(begin)

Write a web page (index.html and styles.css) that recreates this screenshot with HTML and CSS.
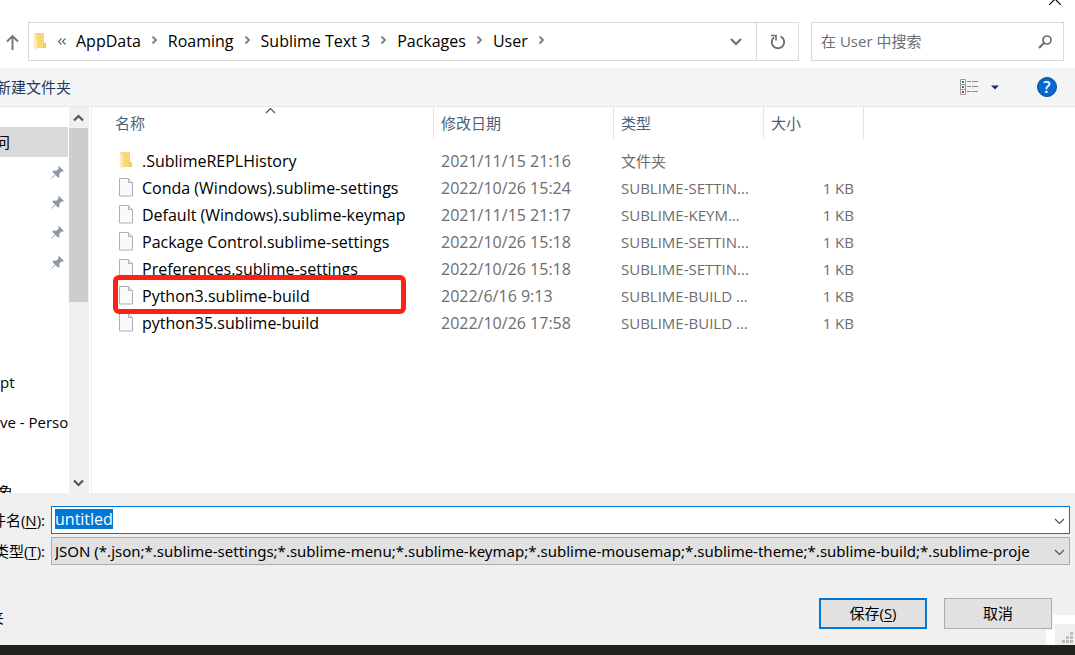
FILE: index.html
```html
<!DOCTYPE html>
<html lang="zh-CN">
<head>
<meta charset="utf-8">
<title>Save As</title>
<link rel="stylesheet" href="styles.css">
</head>
<body>
<svg width="0" height="0" class="defs" aria-hidden="true">
  <symbol id="crumb" viewBox="0 0 7 9"><path d="M1.500.500 5 4 1.500 7.500" fill="none" stroke="#7c7c7c" stroke-width="1.800"/></symbol>
  <symbol id="folder" viewBox="0 0 12 17"><path d="M1 0h9v10h2v5H3v2L0 15V1z" fill="#f8d775"/><path d="M0 1l3 1v15l-3-2z" fill="#fdeab0"/><path d="M9 8v7h3v-5h-2V8z" fill="#f3c95c"/></symbol>
  <symbol id="file" viewBox="0 0 14 19"><path d="M.5.500h9l4 4v13.500H.5z" fill="#f9fafb" stroke="#b0b0b0"/><path d="M9.500.500v4h4" fill="#e6e6e6" stroke="#b0b0b0"/></symbol>
  <symbol id="pin" viewBox="0 0 13 13"><path d="M8 0l5 5-1.500.700-1-.200-2.200 2.200.200 2.800-1.300 1.300L4.500 9.100 1 12.500l-.700.200.200-.700L4 8.500 1.300 5.800 2.600 4.500l2.700.200L7.500 2.500 7.300 1z" fill="#8d9aa5"/></symbol>
  <symbol id="thin-down" viewBox="0 0 11 7"><path d="M1 1l4.500 4.500L10 1" fill="none" stroke="#505050" stroke-width="1.100"/></symbol>
  <symbol id="bold-down" viewBox="0 0 11 8"><path d="M1 1.500l4.500 4.500L10 1.500" fill="none" stroke="#555" stroke-width="2.200"/></symbol>
</svg>
<main class="dialog">
  <header class="nav">
    <button class="close" aria-label="Close"><svg width="12" height="12" viewBox="0 0 12 12"><path d="M0 0l12 12M12 0L0 12" stroke="#000" stroke-width="1.200"/></svg></button>
    <button class="up" aria-label="Up"><svg width="13" height="16" viewBox="0 0 13 16"><path d="M6.500 16V2M1 7.500l5.500-5.500L12 7.500" fill="none" stroke="#757575" stroke-width="1.900"/></svg></button>
    <div class="address">
      <svg class="address-icon" width="12" height="17"><use href="#folder"/></svg>
      <svg class="more" width="8" height="7" viewBox="0 0 8 7"><path d="M3.500.500l-3 3 3 3M7.500.500l-3 3 3 3" fill="none" stroke="#606060" stroke-width="1.100"/></svg>
      <nav class="crumbs">
        <a href="#">AppData</a><svg width="7" height="9"><use href="#crumb"/></svg>
        <a href="#">Roaming</a><svg width="7" height="9"><use href="#crumb"/></svg>
        <a href="#">Sublime Text 3</a><svg width="7" height="9"><use href="#crumb"/></svg>
        <a href="#">Packages</a><svg width="7" height="9"><use href="#crumb"/></svg>
        <a href="#">User</a><svg width="7" height="9"><use href="#crumb"/></svg>
      </nav>
      <button class="history" aria-label="History"><svg width="12" height="8" viewBox="0 0 12 8"><path d="M1 1l5 5 5-5" fill="none" stroke="#707070" stroke-width="2"/></svg></button>
      <button class="refresh" aria-label="Refresh"><svg width="16" height="16" viewBox="0 0 16 16"><path d="M10.500 2.400A6.200 6.200 0 1 1 4 3.300" fill="none" stroke="#707070" stroke-width="1.900"/><path d="M1 1.500h5v5" fill="none" stroke="#707070" stroke-width="1.700"/></svg></button>
    </div>
    <div class="search">
      <input type="text" aria-label="Search" placeholder="在 User 中搜索">
      <svg width="14" height="14" viewBox="0 0 14 14"><circle cx="9" cy="5" r="4" fill="none" stroke="#6c6c6c" stroke-width="1.700"/><path d="M6.200 7.800L1 13" stroke="#6c6c6c" stroke-width="2"/></svg>
    </div>
  </header>

  <div class="toolbar">
    <button class="new-folder">新建文件夹</button>
    <button class="view" aria-label="View"><svg width="18" height="16" viewBox="0 0 18 16"><path d="M.5.500h5v15H.5zM.5 5.500h5M.5 10.500h5" fill="#fff" stroke="#999"/><path d="M7 2.500h4m1 0h6M7 7.500h4m1 0h6M7 12.500h4m1 0h6" stroke="#888"/><path d="M2 2h2v2H2z" fill="#38738c"/><path d="M2 7h2v2H2z" fill="#666"/><path d="M2 12h2v2H2z" fill="#c22b12"/></svg></button>
    <button class="view-menu" aria-label="More views"><svg width="8" height="5" viewBox="0 0 8 5"><path d="M0 .500h8L4 4.500z" fill="#1c3260"/></svg></button>
    <button class="help" aria-label="Help">?</button>
  </div>

  <section class="browser">
    <div class="tree">
      <div class="node selected"><span class="cut cut-s">问</span></div>
      <div class="node"><svg width="13" height="13"><use href="#pin"/></svg></div>
      <div class="node"><svg width="13" height="13"><use href="#pin"/></svg></div>
      <div class="node"><svg width="13" height="13"><use href="#pin"/></svg></div>
      <div class="node"><svg width="13" height="13"><use href="#pin"/></svg></div>
      <div class="node"></div>
      <div class="node"></div>
      <div class="node"></div>
      <div class="node">pt</div>
      <div class="node root">ve - Perso</div>
      <div class="node"></div>
      <div class="node root"><span class="cut cut-m">象</span></div>
    </div>
    <div class="scrollbar">
      <button aria-label="Scroll up"><svg class="flip" width="11" height="8"><use href="#bold-down"/></svg></button>
      <div class="thumb"></div>
      <button aria-label="Scroll down"><svg width="11" height="8"><use href="#bold-down"/></svg></button>
    </div>
    <div class="files">
      <table>
        <colgroup><col class="c-name"><col class="c-date"><col class="c-type"><col class="c-size"></colgroup>
        <thead><tr><th>名称<svg class="sort flip" width="11" height="7"><use href="#thin-down"/></svg></th><th>修改日期</th><th>类型</th><th>大小</th></tr></thead>
        <tbody>
          <tr><td><div class="name"><svg width="14" height="17"><use href="#folder"/></svg>.SublimeREPLHistory</div></td><td class="date">2021/11/15 21:16</td><td>文件夹</td><td></td></tr>
          <tr><td><div class="name"><svg width="14" height="19"><use href="#file"/></svg>Conda (Windows).sublime-settings</div></td><td class="date">2022/10/26 15:24</td><td>SUBLIME-SETTIN...</td><td>1 KB</td></tr>
          <tr><td><div class="name"><svg width="14" height="19"><use href="#file"/></svg>Default (Windows).sublime-keymap</div></td><td class="date">2021/11/15 21:17</td><td>SUBLIME-KEYM...</td><td>1 KB</td></tr>
          <tr><td><div class="name"><svg width="14" height="19"><use href="#file"/></svg>Package Control.sublime-settings</div></td><td class="date">2022/10/26 15:18</td><td>SUBLIME-SETTIN...</td><td>1 KB</td></tr>
          <tr><td><div class="name"><svg width="14" height="19"><use href="#file"/></svg>Preferences.sublime-settings</div></td><td class="date">2022/10/26 15:18</td><td>SUBLIME-SETTIN...</td><td>1 KB</td></tr>
          <tr><td><div class="name marked"><svg width="14" height="19"><use href="#file"/></svg>Python3.sublime-build</div></td><td class="date">2022/6/16 9:13</td><td>SUBLIME-BUILD ...</td><td>1 KB</td></tr>
          <tr><td><div class="name"><svg width="14" height="19"><use href="#file"/></svg>python35.sublime-build</div></td><td class="date">2022/10/26 17:58</td><td>SUBLIME-BUILD ...</td><td>1 KB</td></tr>
        </tbody>
      </table>
    </div>
  </section>

  <form class="form">
    <div class="field">
      <label for="filename"><span>件名(<u>N</u>):</span></label>
      <div class="combo"><input id="filename" type="text" value="untitled" spellcheck="false" autocomplete="off"><svg class="arrow" width="11" height="7"><use href="#thin-down"/></svg></div>
    </div>
    <div class="field">
      <label for="filetype"><span>类型(<u>T</u>):</span></label>
      <div class="combo grey"><select id="filetype"><option>JSON (*.json;*.sublime-settings;*.sublime-menu;*.sublime-keymap;*.sublime-mousemap;*.sublime-theme;*.sublime-build;*.sublime-proje</option></select><svg class="arrow" width="11" height="7"><use href="#thin-down"/></svg></div>
    </div>
    <div class="actions">
      <button type="button" class="hide"><span>夹</span></button>
      <button type="button" class="btn primary">保存(<u>S</u>)</button>
      <button type="button" class="btn">取消</button>
    </div>
    <div class="corner"><svg width="20" height="21" viewBox="0 0 20 21"><path d="M0 0h20v21H0z" fill="#efefef"/><path d="M15 8h3v3h-3zM11 12h3v3h-3zM15 12h3v3h-3zM7 16h3v3H7zM11 16h3v3h-3zM15 16h3v3h-3z" fill="#bdbdbd"/></svg></div>
  </form>
</main>
<script src="main.js"></script>
</body>
</html>
```
FILE: styles.css
```css
*, *::after { box-sizing: border-box; }
body {
  margin: 0;
  background: #fff;
  color: #000;
  font: 15px/20px "Open Sans", "Noto Sans CJK SC", sans-serif;
}
button, input, select { font: inherit; color: inherit; }
button { border: 0; padding: 0; background: none; }
svg { display: block; flex: none; }
u { text-underline-offset: 2px; }
.defs { position: absolute; }
.flip { transform: scaleY(-1); }
.dialog {
  display: flex;
  flex-direction: column;
  height: 100vh;
  border-bottom: 10px solid #21221d;
  overflow: hidden;
}

/* Address row */
.nav { position: relative; display: flex; padding: 22px 11px 7px 6px; }
.close { position: absolute; top: -7px; right: 14px; }
.up { width: 22px; }
.address { flex: 1; display: flex; align-items: center; height: 39px; border: 1px solid #d9d9d9; }
.address-icon { margin-left: 5px; }
.more { margin: 0 10px 0 12px; }
.crumbs { flex: 1; display: flex; align-items: center; gap: 10px; padding-bottom: 2px; font-size: 16px; }
.crumbs a { color: #000; text-decoration: none; }
.history { display: flex; justify-content: center; width: 40px; }
.refresh { display: flex; align-items: center; justify-content: center; width: 42px; height: 37px; border-left: 1px solid #d9d9d9; }
.search { display: flex; align-items: center; width: 253px; margin-left: 12px; padding: 0 11px 0 9px; border: 1px solid #d9d9d9; }
.search input { flex: 1; min-width: 0; padding: 0 0 2px; border: 0; outline: 0; }
.search input::placeholder { color: #6d6d6d; opacity: 1; }

/* Toolbar */
.toolbar { display: flex; align-items: center; height: 39px; padding-right: 18px; background: #f4f5f7; border-bottom: 1px solid #e4e6e8; }
.new-folder { display: flex; justify-content: flex-end; width: 71px; margin-right: auto; color: #1e395b; white-space: nowrap; }
.view-menu { margin: 0 38px 0 13px; }
.help { width: 20px; height: 20px; border: 1px solid #0b4a94; border-radius: 50%; background: #0468cf; color: #fff; font-size: 16px; line-height: 18px; font-weight: 600; }

/* Browser */
.browser { flex: 1; display: flex; min-height: 0; }
.tree { width: 68px; padding-top: 20px; overflow: hidden; }
.node { display: flex; align-items: center; height: 30px; white-space: nowrap; }
.node.selected { background: #d9d9d9; }
.node.root { margin-top: 10px; }
.node svg { margin-left: 51px; }
.cut { display: flex; justify-content: flex-end; }
.cut-s { width: 10px; }
.cut-m { width: 13px; }
.scrollbar { display: flex; flex-direction: column; width: 20px; margin-left: 1px; background: #f0f0f0; }
.scrollbar button { display: flex; align-items: center; justify-content: center; height: 21px; padding-right: 1px; }
.thumb { height: 174px; margin-right: 1px; background: #cdcdcd; }
.scrollbar .thumb + button { margin-top: auto; }
.files { flex: 1; margin-left: 2px; border-left: 1px solid #f2f2f2; overflow: hidden; }
table { table-layout: fixed; width: 772px; border-collapse: separate; border-spacing: 0; }
.c-name { width: 342px; }
.c-date { width: 180px; }
.c-type { width: 150px; }
.c-size { width: 100px; }
th { position: relative; height: 32px; padding: 0 7px; border-right: 1px solid #e5e5e5; color: #4c607a; font-weight: 400; text-align: left; }
th:first-child { padding-left: 23px; }
.sort { position: absolute; top: 0; left: 173px; }
tbody::before { content: ""; display: block; height: 8px; }
td { height: 27px; padding: 0 7px; color: #6d6d6d; white-space: nowrap; }
td:first-child { padding: 0; }
td:last-child { padding-right: 10px; text-align: right; }
.date { font-size: 16px; }
.name { position: relative; display: flex; align-items: center; gap: 9px; padding-left: 27px; color: #000; font-size: 16px; }
.marked::after { content: ""; position: absolute; z-index: 1; top: -11px; left: 21px; width: 293px; height: 39px; border: 5px solid #ff2015; border-radius: 6px; }

/* Form */
.form { position: relative; display: flex; flex-direction: column; gap: 3px; height: 152px; padding: 13px 5px 0 0; background: #f0f0f0; }
.field { display: flex; height: 28px; }
.field label { display: flex; justify-content: flex-end; align-items: center; width: 45px; margin-right: 6px; overflow: hidden; white-space: nowrap; }
.combo { position: relative; flex: 1; display: flex; min-width: 0; border: 1px solid #0078d7; background: #fff; }
.combo.grey { border-color: #adadad; background: #e1e1e1; }
.combo input, .combo select { flex: 1; min-width: 0; margin-right: 22px; padding: 0 0 0 3px; border: 0; outline: 0; background: none; appearance: none; }
.combo select { font-family: "Noto Sans", "Noto Sans CJK SC", sans-serif; }
.combo input { padding-bottom: 2px; font-size: 16px; }
.combo input::selection { background: #0078d7; color: #fff; }
.arrow { position: absolute; top: 11px; right: 4px; pointer-events: none; }
.actions { display: flex; gap: 17px; margin-top: 30px; padding-right: 18px; }
.hide { display: flex; justify-content: flex-end; align-items: center; width: 4px; height: 38px; margin-right: auto; }
.btn { width: 108px; height: 31px; padding-bottom: 2px; border: 1px solid #adadad; background: #e1e1e1; }
.btn.primary { border: 2px solid #0078d7; }
.corner { position: absolute; right: 0; bottom: 0; display: flex; align-items: flex-end; justify-content: flex-end; width: 29px; height: 30px; background: #fff; clip-path: polygon(7px 0, 100% 0, 100% 100%, 0 100%, 0 15px, 7px 15px); }
```
FILE: main.js
```js
const filename = document.getElementById("filename");
filename.focus();
filename.select();
```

(end)

* EXERCISE PROMPT
Work out the number of lines in this listing that include the word "styles". Reply with that number only.

* RESULT OF THIS EXERCISE
3